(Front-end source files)
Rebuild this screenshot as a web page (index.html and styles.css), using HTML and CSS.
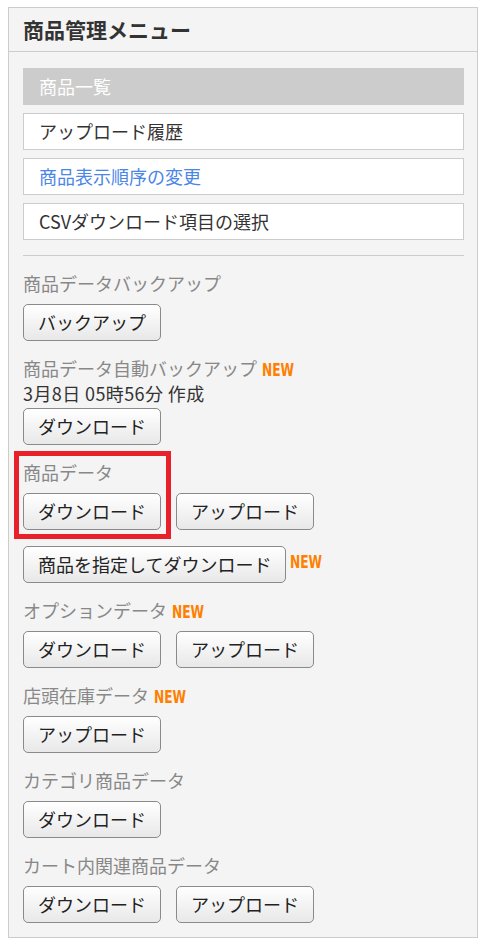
FILE: index.html
```html
<!DOCTYPE html>
<html lang="ja">
<head>
    <meta charset="UTF-8">
    <meta name="viewport" content="width=device-width, initial-scale=1.0">
    <title>商品管理メニュー</title>
    <link rel="stylesheet" href="styles.css">
</head>
<body>
    <div class="panel">
        <h2 class="panel-title">商品管理メニュー</h2>

        <div class="panel-body">
            <ul class="menu">
                <li class="menu-item active">商品一覧</li>
                <li class="menu-item">アップロード履歴</li>
                <li class="menu-item link">商品表示順序の変更</li>
                <li class="menu-item">CSVダウンロード項目の選択</li>
            </ul>

            <hr class="divider">

            <div class="section">
                <div class="label">商品データバックアップ</div>
                <div class="buttons">
                    <button class="btn">バックアップ</button>
                </div>
            </div>

            <div class="section">
                <div class="label">商品データ自動バックアップ<span class="new">NEW</span></div>
                <div class="date">3月8日 05時56分 作成</div>
                <div class="buttons">
                    <button class="btn">ダウンロード</button>
                </div>
            </div>

            <div class="section">
                <div class="highlight"></div>
                <div class="label">商品データ</div>
                <div class="buttons">
                    <button class="btn">ダウンロード</button>
                    <button class="btn">アップロード</button>
                </div>
                <div class="buttons extra">
                    <button class="btn">商品を指定してダウンロード</button><span class="new">NEW</span>
                </div>
            </div>

            <div class="section">
                <div class="label">オプションデータ<span class="new">NEW</span></div>
                <div class="buttons">
                    <button class="btn">ダウンロード</button>
                    <button class="btn">アップロード</button>
                </div>
            </div>

            <div class="section">
                <div class="label">店頭在庫データ<span class="new">NEW</span></div>
                <div class="buttons">
                    <button class="btn">アップロード</button>
                </div>
            </div>

            <div class="section">
                <div class="label">カテゴリ商品データ</div>
                <div class="buttons">
                    <button class="btn">ダウンロード</button>
                </div>
            </div>

            <div class="section">
                <div class="label">カート内関連商品データ</div>
                <div class="buttons">
                    <button class="btn">ダウンロード</button>
                    <button class="btn">アップロード</button>
                </div>
            </div>
        </div>
    </div>
</body>
</html>
```

FILE: styles.css
```css
body {
    font-family: "Noto Sans CJK JP", "Noto Sans", sans-serif;
    background-color: #fff;
    color: #333;
    margin: 7px 8px;
}

.panel {
    box-sizing: border-box;
    width: 470px;
    background-color: #f4f4f4;
    border: 1px solid #ccc;
}

.panel-title {
    margin: 0;
    padding: 0 14px;
    height: 43px;
    line-height: 43px;
    font-size: 21px;
    font-weight: bold;
    color: #333;
    border-bottom: 1px solid #ccc;
}

.panel-body {
    padding: 16px 13px 14px 14px;
}

.menu {
    list-style: none;
    margin: 0;
    padding: 0;
    display: flex;
    flex-direction: column;
    gap: 8px;
}

.menu-item {
    height: 35px;
    line-height: 35px;
    padding: 0 15px;
    font-size: 18px;
    color: #333;
    background-color: #fff;
    border: 1px solid #ccc;
}

.menu-item.active {
    background-color: #ccc;
    color: #fff;
}

.menu-item.link {
    color: #4a86e8;
}

.divider {
    margin: 15px 0 0;
    border: none;
    border-top: 1px solid #ccc;
    height: 0;
}

.section {
    position: relative;
    margin-top: 15px;
}

.label {
    height: 25px;
    font-size: 18px;
    line-height: 25px;
    color: #888;
    margin-bottom: 8px;
}

.date {
    height: 25px;
    font-size: 18px;
    line-height: 25px;
    letter-spacing: 0.4px;
    color: #333;
    margin-top: -8px;
    margin-bottom: 2px;
}

.new {
    display: inline-block;
    font-family: "DejaVu Sans", sans-serif;
    font-weight: bold;
    font-size: 17px;
    line-height: 16px;
    color: #ff7f00;
    transform: scaleX(0.72);
    transform-origin: left bottom;
    vertical-align: baseline;
    position: relative;
    left: 5px;
}

.buttons {
    display: flex;
    align-items: center;
    gap: 15px;
}

.buttons.extra {
    align-items: flex-start;
    gap: 4px;
    margin-top: 16px;
}

.buttons.extra .new {
    margin-top: 8px;
    left: 0;
}

.btn {
    font-family: "Noto Sans CJK JP", "Noto Sans", sans-serif;
    font-size: 18px;
    line-height: 21px;
    height: 37px;
    padding: 7px 14px;
    color: #222;
    background: linear-gradient(#fff, #e8e8e8);
    border: 1px solid #8a8a8a;
    border-radius: 5px;
    cursor: pointer;
}

.highlight {
    position: absolute;
    top: -9px;
    left: -9px;
    width: 157px;
    height: 88px;
    box-sizing: border-box;
    border: 5px solid #e8202a;
    pointer-events: none;
}
```
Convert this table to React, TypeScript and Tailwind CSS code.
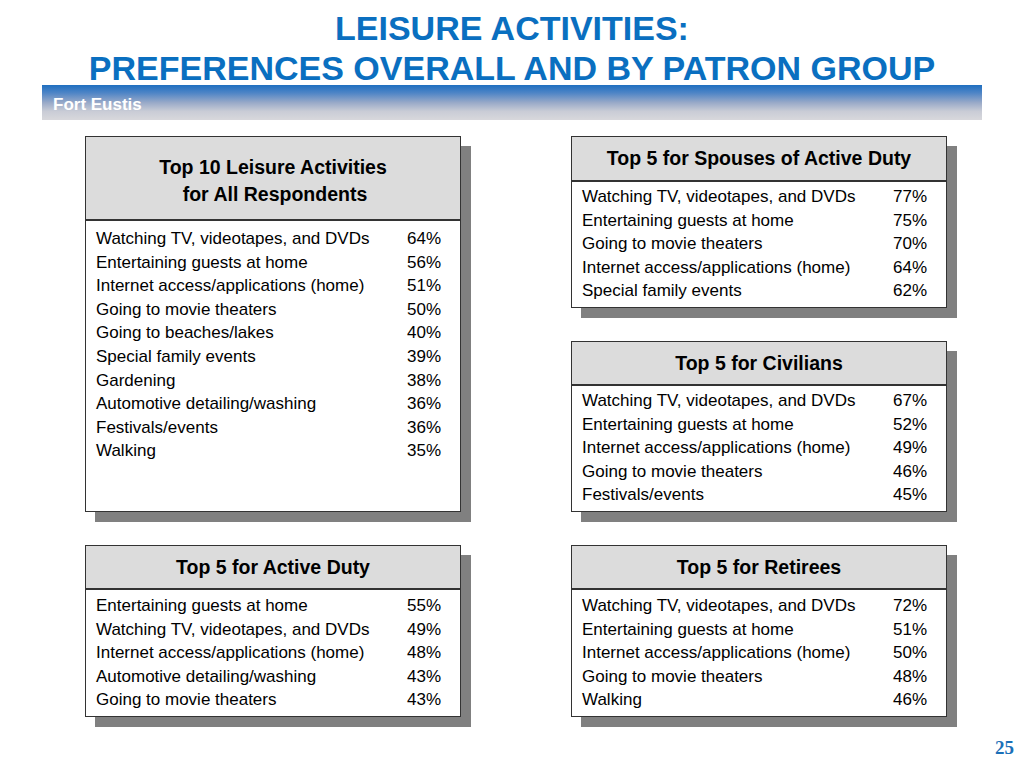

### The task
Quote in full the listing given above; the images are to be left out.

### Exercise solution
Rebuild this screenshot as a web page (index.html and styles.css), using HTML and CSS.
FILE: index.html
```html
<!DOCTYPE html>
<html lang="ja">
<head>
    <meta charset="UTF-8">
    <meta name="viewport" content="width=device-width, initial-scale=1.0">
    <title>商品管理メニュー</title>
    <link rel="stylesheet" href="styles.css">
</head>
<body>
    <div class="panel">
        <h2 class="panel-title">商品管理メニュー</h2>

        <div class="panel-body">
            <ul class="menu">
                <li class="menu-item active">商品一覧</li>
                <li class="menu-item">アップロード履歴</li>
                <li class="menu-item link">商品表示順序の変更</li>
                <li class="menu-item">CSVダウンロード項目の選択</li>
            </ul>

            <hr class="divider">

            <div class="section">
                <div class="label">商品データバックアップ</div>
                <div class="buttons">
                    <button class="btn">バックアップ</button>
                </div>
            </div>

            <div class="section">
                <div class="label">商品データ自動バックアップ<span class="new">NEW</span></div>
                <div class="date">3月8日 05時56分 作成</div>
                <div class="buttons">
                    <button class="btn">ダウンロード</button>
                </div>
            </div>

            <div class="section">
                <div class="highlight"></div>
                <div class="label">商品データ</div>
                <div class="buttons">
                    <button class="btn">ダウンロード</button>
                    <button class="btn">アップロード</button>
                </div>
                <div class="buttons extra">
                    <button class="btn">商品を指定してダウンロード</button><span class="new">NEW</span>
                </div>
            </div>

            <div class="section">
                <div class="label">オプションデータ<span class="new">NEW</span></div>
                <div class="buttons">
                    <button class="btn">ダウンロード</button>
                    <button class="btn">アップロード</button>
                </div>
            </div>

            <div class="section">
                <div class="label">店頭在庫データ<span class="new">NEW</span></div>
                <div class="buttons">
                    <button class="btn">アップロード</button>
                </div>
            </div>

            <div class="section">
                <div class="label">カテゴリ商品データ</div>
                <div class="buttons">
                    <button class="btn">ダウンロード</button>
                </div>
            </div>

            <div class="section">
                <div class="label">カート内関連商品データ</div>
                <div class="buttons">
                    <button class="btn">ダウンロード</button>
                    <button class="btn">アップロード</button>
                </div>
            </div>
        </div>
    </div>
</body>
</html>
```

FILE: styles.css
```css
body {
    font-family: "Noto Sans CJK JP", "Noto Sans", sans-serif;
    background-color: #fff;
    color: #333;
    margin: 7px 8px;
}

.panel {
    box-sizing: border-box;
    width: 470px;
    background-color: #f4f4f4;
    border: 1px solid #ccc;
}

.panel-title {
    margin: 0;
    padding: 0 14px;
    height: 43px;
    line-height: 43px;
    font-size: 21px;
    font-weight: bold;
    color: #333;
    border-bottom: 1px solid #ccc;
}

.panel-body {
    padding: 16px 13px 14px 14px;
}

.menu {
    list-style: none;
    margin: 0;
    padding: 0;
    display: flex;
    flex-direction: column;
    gap: 8px;
}

.menu-item {
    height: 35px;
    line-height: 35px;
    padding: 0 15px;
    font-size: 18px;
    color: #333;
    background-color: #fff;
    border: 1px solid #ccc;
}

.menu-item.active {
    background-color: #ccc;
    color: #fff;
}

.menu-item.link {
    color: #4a86e8;
}

.divider {
    margin: 15px 0 0;
    border: none;
    border-top: 1px solid #ccc;
    height: 0;
}

.section {
    position: relative;
    margin-top: 15px;
}

.label {
    height: 25px;
    font-size: 18px;
    line-height: 25px;
    color: #888;
    margin-bottom: 8px;
}

.date {
    height: 25px;
    font-size: 18px;
    line-height: 25px;
    letter-spacing: 0.4px;
    color: #333;
    margin-top: -8px;
    margin-bottom: 2px;
}

.new {
    display: inline-block;
    font-family: "DejaVu Sans", sans-serif;
    font-weight: bold;
    font-size: 17px;
    line-height: 16px;
    color: #ff7f00;
    transform: scaleX(0.72);
    transform-origin: left bottom;
    vertical-align: baseline;
    position: relative;
    left: 5px;
}

.buttons {
    display: flex;
    align-items: center;
    gap: 15px;
}

.buttons.extra {
    align-items: flex-start;
    gap: 4px;
    margin-top: 16px;
}

.buttons.extra .new {
    margin-top: 8px;
    left: 0;
}

.btn {
    font-family: "Noto Sans CJK JP", "Noto Sans", sans-serif;
    font-size: 18px;
    line-height: 21px;
    height: 37px;
    padding: 7px 14px;
    color: #222;
    background: linear-gradient(#fff, #e8e8e8);
    border: 1px solid #8a8a8a;
    border-radius: 5px;
    cursor: pointer;
}

.highlight {
    position: absolute;
    top: -9px;
    left: -9px;
    width: 157px;
    height: 88px;
    box-sizing: border-box;
    border: 5px solid #e8202a;
    pointer-events: none;
}
```
Convert this table to React, TypeScript and Tailwind CSS code.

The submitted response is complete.